Nash (1970) infers that the exact moment in which the idea of having a national park was born can be narrowed down specifically to May 1832, when George Catlin arrived in an area found in present-day South Dakota (p. 728). Catlin heard of an instance several days prior to his arrival, in which the Sioux Indians had harvested and given settlers more than fourteen hundred buffalo tongues in exchange for several gallons of whiskey; what horrified Catlin even more was the fact that the carcasses of buffalos whose tongues had been taken were left to rot while the Indians enjoyed their whiskey. Catlin, in his reflections regarding what might become of such beautiful lands if the portrayed practices continued, wrote that the beautiful wilderness might be “preserved . . . in a magnificent park” rather than being destroyed completely (p. 729). Catlin, a “highly civilized man,” understood that the further one fell from an object, the more one will want the object; this applied specifically to wilderness, and Catlin wrote that wilderness would hold greater appeal the more it is destroyed (p. 729). He went on to suggest a specific park, one that spanned from the east side of the Rocky Mountains to Mexico to Lake Winnipeg and was incredibly large, but would consist of natural wilderness rather than made-up, garden-like woods. Several people got on board with Catlin’s suggestions, including Thomas Cole (an author) and Horace Greeley (an Englishman impressed with the beauty of the United States).

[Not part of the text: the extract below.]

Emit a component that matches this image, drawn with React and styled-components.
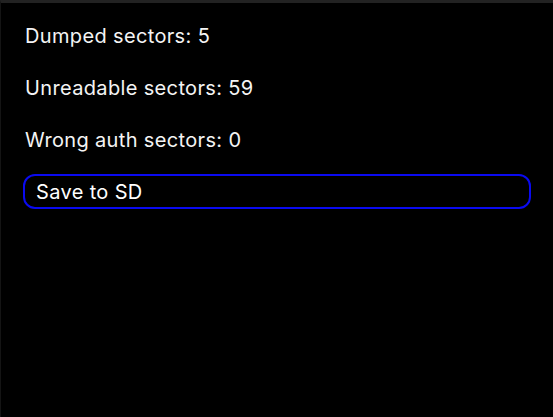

It wasn’t until exactly 40 years after Catlin’s desire for a type of national park that President Ulysses S. Grant assigned an area covering more than two million acres of Wyoming to become Yellowstone National Park (Nash, 1970, p. 730). Prior to the creation of Yellowstone, however, the United States had no national parks; Lyons (2012) writes of the early attempt of the nation to “set aside protected lands” when he discusses President Andrew Jackson’s legislation, in which the land surrounding present-day Hot Springs, Arkansas was set aside “for the future use of the US government” (p. 20). Exactly what “future use” entailed was not specified, but this was one of the first instances in which land, which Nash (1970) infers was privately owned throughout almost all of history up until that point, was never expected to be replaced by private possession; the government had owned land prior, but it was assumed “that private ownership would eventually replace that of the government” (p. 732). After many calls for preservation, including Frederick Law Olmstead’s (the man behind the creation of New York’s Central Park) request to make a park big enough to “completely shut out the city” (Lyons, 2012, p.19), President Grant stepped in and made Yellowstone National Park official.
This creation of a national park, which held intention of protecting the lands from the people (Nash, 1970, p. 732), had heavy impact on both the future of the United States, and the world as a whole. For instance, Sax (1993) notes that the United States government, as of 1993, owned “82% of Nevada, 64% of Utah, and 68% of Alaska” (p. 48). More than 90 million acres of land were set aside for 492 wildlife refuges; 74.2 million acres have been set aside for national parks while 200 million acres were used as national forests (p. 48). Around the world, other nations have been taking notice of what America has been doing and several national parks and forests in other countries have been created to mimic America’s parks; Nash (1970) writes that the Dutch made a park in 1915 that resembled an American park in policy (p. 734), several German parks were turned public (p. 735), and England passed the National Parks and Access to the Countryside Act of 1949 after Lord Bledisloe visited an American park (p. 735).
In an attempt to keep colonization from destroying the natural, beautiful land of what is now the United States of America, national parks were created. George Catlin had one of the first recorded mentions of such an idea, and after President Grant signed Yellowstone into one of the first national parks, major changes around the world were seen. The United States government worked harder to protect the land from the people, and other countries followed in their footsteps.
References
Lyons, C. Yellowstone national park: a truly American idea. History Magazine, August/September, 19-22.
Nash, R. (1970). The American invention of national parks. Johns Hopkin University Press, 22(3), 726-735.
Sax, J. L. (1993). Natural and habitat conservation and protection in the United States. Ecology Law Quarterly, 20(47), 47-56.